I can try modifying how containerd is installed if desired.
Environment:
kind version):v0.5.1
kubectl version):v1.14.6
docker info):Server Version: 18.09.6
/etc/os-release):Fedora 30 (Workstation Edition)
using :latest with kind load ... is usually a bug btw, we should consider detecting and warning on that.
https://kind.sigs.k8s.io/docs/user/quick-start/#loading-an-image-into-your-cluster
I intend to have us on container 1.2.9 or 1.3 for the next kind release.
I suggest installing containerd from its latest version in the base Dockerfile so bugs that affect kind can be patched more quickly.
yes, the problem is their binary releases are only linux/amd64, and the ubuntu / debian packages are not at the latest. we are using the latest packages until we have cross platform builds of arbitrarily new versions. @aojea was looking into this.
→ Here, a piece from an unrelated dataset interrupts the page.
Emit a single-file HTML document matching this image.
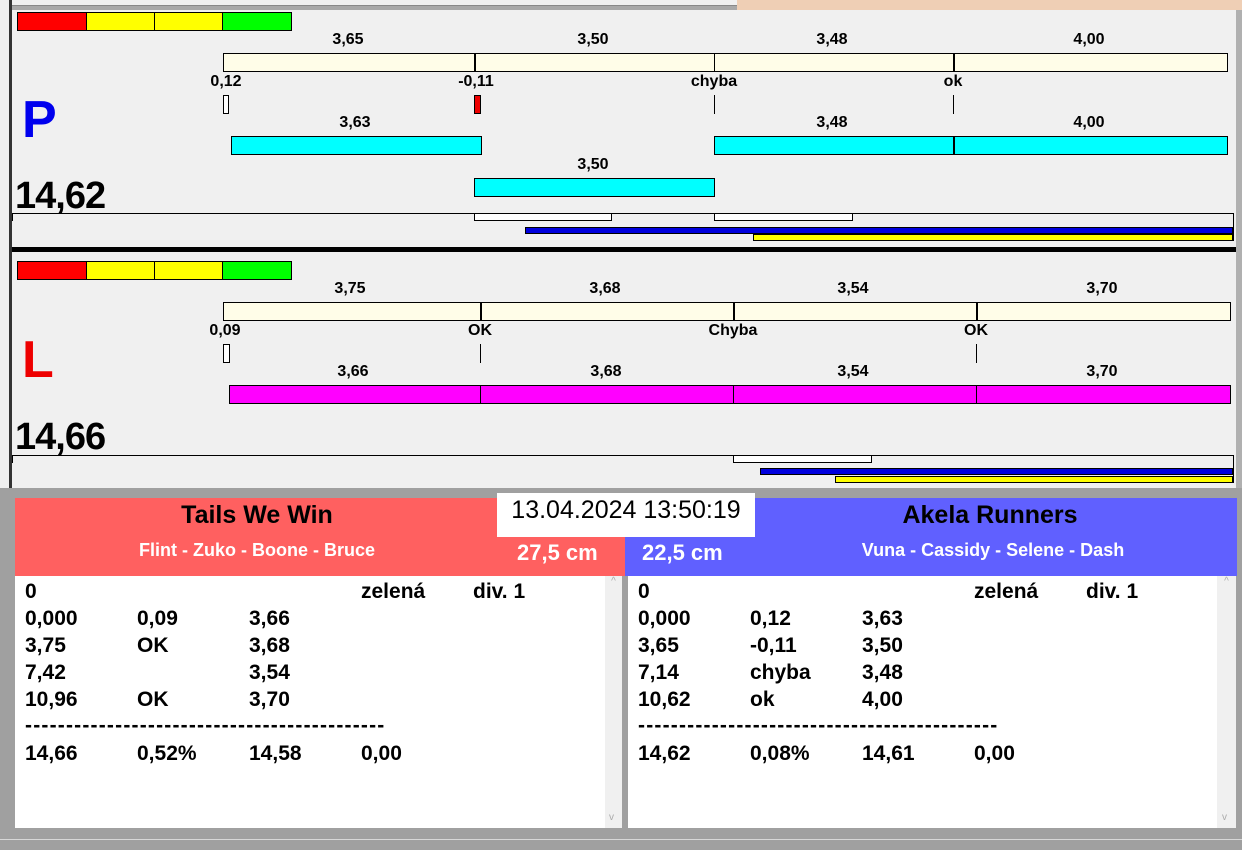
<!DOCTYPE html>
<html><head><meta charset="utf-8"><style>
*{margin:0;padding:0;box-sizing:border-box}
body{width:1242px;height:850px;overflow:hidden;background:#f0f0f0;position:relative;font-family:"Liberation Sans",Arial,sans-serif;font-weight:bold;color:#000}
div{position:absolute}
.l{font-size:16px;transform:translateX(-50%);white-space:nowrap;line-height:18px}
.b{border:1px solid #000}
.v{width:1px;background:#000}
.t{font-size:21px;line-height:24px;white-space:nowrap}
.d{letter-spacing:1.2px}
</style></head><body>
<div style="left:0;top:0;width:1242px;height:10px;background:#a8a8a8"></div>
<div style="left:12px;top:0;width:725px;height:6px;background:#f0f0f0;border-bottom:1px solid #888"></div>
<div style="left:737px;top:0;width:505px;height:12px;background:#efcfb5"></div>
<div style="left:0;top:0;width:12px;height:490px;background:#f0f0f0"></div>
<div style="left:9px;top:0;width:3px;height:490px;background:#333"></div>
<div style="left:12px;top:10px;width:1224px;height:478px;background:#f0f0f0"></div>
<div style="left:1236px;top:10px;width:6px;height:480px;background:#b0b0b0"></div>

<div class="b" style="left:17px;top:12px;width:70px;height:19px;background:#f00"></div>
<div class="b" style="left:86px;top:12px;width:69px;height:19px;background:#ff0"></div>
<div class="b" style="left:154px;top:12px;width:69px;height:19px;background:#ff0"></div>
<div class="b" style="left:222px;top:12px;width:70px;height:19px;background:#0f0"></div>
<div class="l" style="left:348px;top:31px">3,65</div>
<div class="l" style="left:593px;top:31px">3,50</div>
<div class="l" style="left:832px;top:31px">3,48</div>
<div class="l" style="left:1089px;top:31px">4,00</div>
<div class="b" style="left:223px;top:53px;width:1005px;height:19px;background:#fffde8"></div>
<div class="v" style="left:474px;top:53px;height:19px;width:2px"></div>
<div class="v" style="left:714px;top:53px;height:19px"></div>
<div class="v" style="left:953px;top:53px;height:19px;width:2px"></div>
<div class="l" style="left:226px;top:73px">0,12</div>
<div class="l" style="left:476px;top:73px">-0,11</div>
<div class="l" style="left:714px;top:73px">chyba</div>
<div class="l" style="left:953px;top:73px">ok</div>
<div class="b" style="left:223px;top:95px;width:6px;height:19px;background:#fff"></div>
<div class="b" style="left:474px;top:95px;width:7px;height:19px;background:#e00"></div>
<div class="v" style="left:714px;top:95px;height:19px"></div>
<div class="v" style="left:953px;top:95px;height:19px"></div>
<div style="left:22px;top:90px;font-size:52px;color:#0000ee;line-height:60px">P</div>
<div class="l" style="left:355px;top:114px">3,63</div>
<div class="l" style="left:832px;top:114px">3,48</div>
<div class="l" style="left:1089px;top:114px">4,00</div>
<div class="b" style="left:231px;top:136px;width:251px;height:19px;background:#0ff"></div>
<div class="b" style="left:714px;top:136px;width:514px;height:19px;background:#0ff"></div>
<div class="v" style="left:953px;top:136px;height:19px;width:2px"></div>
<div class="l" style="left:593px;top:156px">3,50</div>
<div class="b" style="left:474px;top:178px;width:241px;height:19px;background:#0ff"></div>
<div style="left:15px;top:174px;font-size:38px;line-height:44px;letter-spacing:-1px">14,62</div>
<div style="left:12px;top:213px;width:1222px;height:1px;background:#000"></div>
<div class="v" style="left:12px;top:213px;height:8px"></div>
<div class="v" style="left:1233px;top:213px;height:28px"></div>
<div class="b" style="left:474px;top:213px;width:138px;height:8px;background:#fff"></div>
<div class="b" style="left:714px;top:213px;width:139px;height:8px;background:#fff"></div>
<div class="b" style="left:525px;top:227px;width:708px;height:7px;background:#0000dd"></div>
<div class="b" style="left:753px;top:234px;width:480px;height:7px;background:#ff0"></div>
<div style="left:12px;top:247px;width:1224px;height:5px;background:#000"></div>

<div class="b" style="left:17px;top:261px;width:70px;height:19px;background:#f00"></div>
<div class="b" style="left:86px;top:261px;width:69px;height:19px;background:#ff0"></div>
<div class="b" style="left:154px;top:261px;width:69px;height:19px;background:#ff0"></div>
<div class="b" style="left:222px;top:261px;width:70px;height:19px;background:#0f0"></div>
<div class="l" style="left:350px;top:280px">3,75</div>
<div class="l" style="left:605px;top:280px">3,68</div>
<div class="l" style="left:853px;top:280px">3,54</div>
<div class="l" style="left:1102px;top:280px">3,70</div>
<div class="b" style="left:223px;top:302px;width:1008px;height:19px;background:#fffde8"></div>
<div class="v" style="left:480px;top:302px;height:19px;width:2px"></div>
<div class="v" style="left:733px;top:302px;height:19px;width:2px"></div>
<div class="v" style="left:976px;top:302px;height:19px;width:2px"></div>
<div class="l" style="left:225px;top:322px">0,09</div>
<div class="l" style="left:480px;top:322px">OK</div>
<div class="l" style="left:733px;top:322px">Chyba</div>
<div class="l" style="left:976px;top:322px">OK</div>
<div class="b" style="left:223px;top:344px;width:7px;height:19px;background:#fff"></div>
<div class="v" style="left:480px;top:344px;height:19px"></div>
<div class="v" style="left:976px;top:344px;height:19px"></div>
<div style="left:22px;top:330px;font-size:52px;color:#ee0000;line-height:60px">L</div>
<div class="l" style="left:353px;top:363px">3,66</div>
<div class="l" style="left:606px;top:363px">3,68</div>
<div class="l" style="left:853px;top:363px">3,54</div>
<div class="l" style="left:1102px;top:363px">3,70</div>
<div class="b" style="left:229px;top:385px;width:1002px;height:19px;background:#f0f"></div>
<div class="v" style="left:480px;top:385px;height:19px"></div>
<div class="v" style="left:733px;top:385px;height:19px"></div>
<div class="v" style="left:976px;top:385px;height:19px"></div>
<div style="left:15px;top:415px;font-size:38px;line-height:44px;letter-spacing:-1px">14,66</div>
<div style="left:12px;top:455px;width:1222px;height:1px;background:#000"></div>
<div class="v" style="left:12px;top:455px;height:8px"></div>
<div class="v" style="left:1233px;top:455px;height:28px"></div>
<div class="b" style="left:733px;top:455px;width:139px;height:8px;background:#fff"></div>
<div class="b" style="left:760px;top:468px;width:473px;height:7px;background:#0000dd"></div>
<div class="b" style="left:835px;top:476px;width:398px;height:7px;background:#ff0"></div>

<div style="left:0;top:488px;width:1242px;height:362px;background:#a0a0a0"></div>
<div style="left:15px;top:498px;width:610px;height:78px;background:#ff6060"></div>
<div style="left:625px;top:498px;width:612px;height:78px;background:#6060ff"></div>
<div style="left:497px;top:493px;width:258px;height:44px;background:#fff;font-weight:normal;font-size:25px;line-height:34px;text-align:center">13.04.2024 13:50:19</div>
<div style="left:0;top:499px;width:514px;text-align:center;font-size:25px;line-height:32px">Tails We Win</div>
<div style="left:0;top:538px;width:514px;text-align:center;font-size:18px;color:#fff;line-height:24px">Flint - Zuko - Boone - Bruce</div>
<div style="left:517px;top:539px;font-size:22px;color:#fff;line-height:28px">27,5 cm</div>
<div style="left:642px;top:539px;font-size:22px;color:#fff;line-height:28px">22,5 cm</div>
<div style="left:755px;top:499px;width:470px;text-align:center;font-size:25px;line-height:32px">Akela Runners</div>
<div style="left:760px;top:538px;width:466px;text-align:center;font-size:18px;color:#fff;line-height:24px">Vuna - Cassidy - Selene - Dash</div>

<div style="left:15px;top:576px;width:590px;height:252px;background:#fff"></div>
<div style="left:605px;top:576px;width:17px;height:252px;background:#f0f0f0;color:#aaa;font-size:10px;text-align:center;font-weight:normal">^<div style="left:4px;top:236px">v</div></div>
<div style="left:628px;top:576px;width:589px;height:252px;background:#fff"></div>
<div style="left:1217px;top:576px;width:19px;height:252px;background:#f0f0f0;color:#aaa;font-size:10px;text-align:center;font-weight:normal">^<div style="left:5px;top:236px">v</div></div>
<div style="left:0;top:839px;width:1242px;height:1px;background:#d8d8d8"></div>

<div class="t" style="left:25px;top:580px">0</div>
<div class="t" style="left:361px;top:580px">zelená</div>
<div class="t" style="left:473px;top:580px">div. 1</div>
<div class="t" style="left:25px;top:607px">0,000</div><div class="t" style="left:137px;top:607px">0,09</div><div class="t" style="left:249px;top:607px">3,66</div>
<div class="t" style="left:25px;top:634px">3,75</div><div class="t" style="left:137px;top:634px">OK</div><div class="t" style="left:249px;top:634px">3,68</div>
<div class="t" style="left:25px;top:661px">7,42</div><div class="t" style="left:249px;top:661px">3,54</div>
<div class="t" style="left:25px;top:688px">10,96</div><div class="t" style="left:137px;top:688px">OK</div><div class="t" style="left:249px;top:688px">3,70</div>
<div class="t d" style="left:25px;top:714px">--------------------------------------------</div>
<div class="t" style="left:25px;top:742px">14,66</div><div class="t" style="left:137px;top:742px">0,52%</div><div class="t" style="left:249px;top:742px">14,58</div><div class="t" style="left:361px;top:742px">0,00</div>

<div class="t" style="left:638px;top:580px">0</div>
<div class="t" style="left:974px;top:580px">zelená</div>
<div class="t" style="left:1086px;top:580px">div. 1</div>
<div class="t" style="left:638px;top:607px">0,000</div><div class="t" style="left:750px;top:607px">0,12</div><div class="t" style="left:862px;top:607px">3,63</div>
<div class="t" style="left:638px;top:634px">3,65</div><div class="t" style="left:750px;top:634px">-0,11</div><div class="t" style="left:862px;top:634px">3,50</div>
<div class="t" style="left:638px;top:661px">7,14</div><div class="t" style="left:750px;top:661px">chyba</div><div class="t" style="left:862px;top:661px">3,48</div>
<div class="t" style="left:638px;top:688px">10,62</div><div class="t" style="left:750px;top:688px">ok</div><div class="t" style="left:862px;top:688px">4,00</div>
<div class="t d" style="left:638px;top:714px">--------------------------------------------</div>
<div class="t" style="left:638px;top:742px">14,62</div><div class="t" style="left:750px;top:742px">0,08%</div><div class="t" style="left:862px;top:742px">14,61</div><div class="t" style="left:974px;top:742px">0,00</div>
</body></html>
cc also @Random-Liu ... can we get the upstream containerd releases to include tarballs for more architectures?
@BenTheElder glad to hear you're on top of this.
Is it not feasible to cross-compile the containerd binary from source in a builder container as a pre-build step, then copy that binary into the base image? I'm likely missing some detail from your release process.
Roughly that's the plan, compiling and packaging it (eg with runc) is not as easy as you might, it's not a single pure Go binary, it's a few that need system c libraries etc.
We have our own cross compile of ctr (the client) on cloud build already (search the repo) but that was simpler. @aojea is currently working on the cross compile
this should get us on 1.2.9 in the meantime https://github.com/kubernetes-sigs/kind/pull/875
new node images should have containerd 1.2.9, we're also hopefully getting multi-arch releases upstream https://github.com/containerd/containerd/pull/3702
closing this for now as we should have the root cause fixed, however you may need to build a node image from the latest base image (install kind from head and then kind build node-image is the easiest route) until we release again.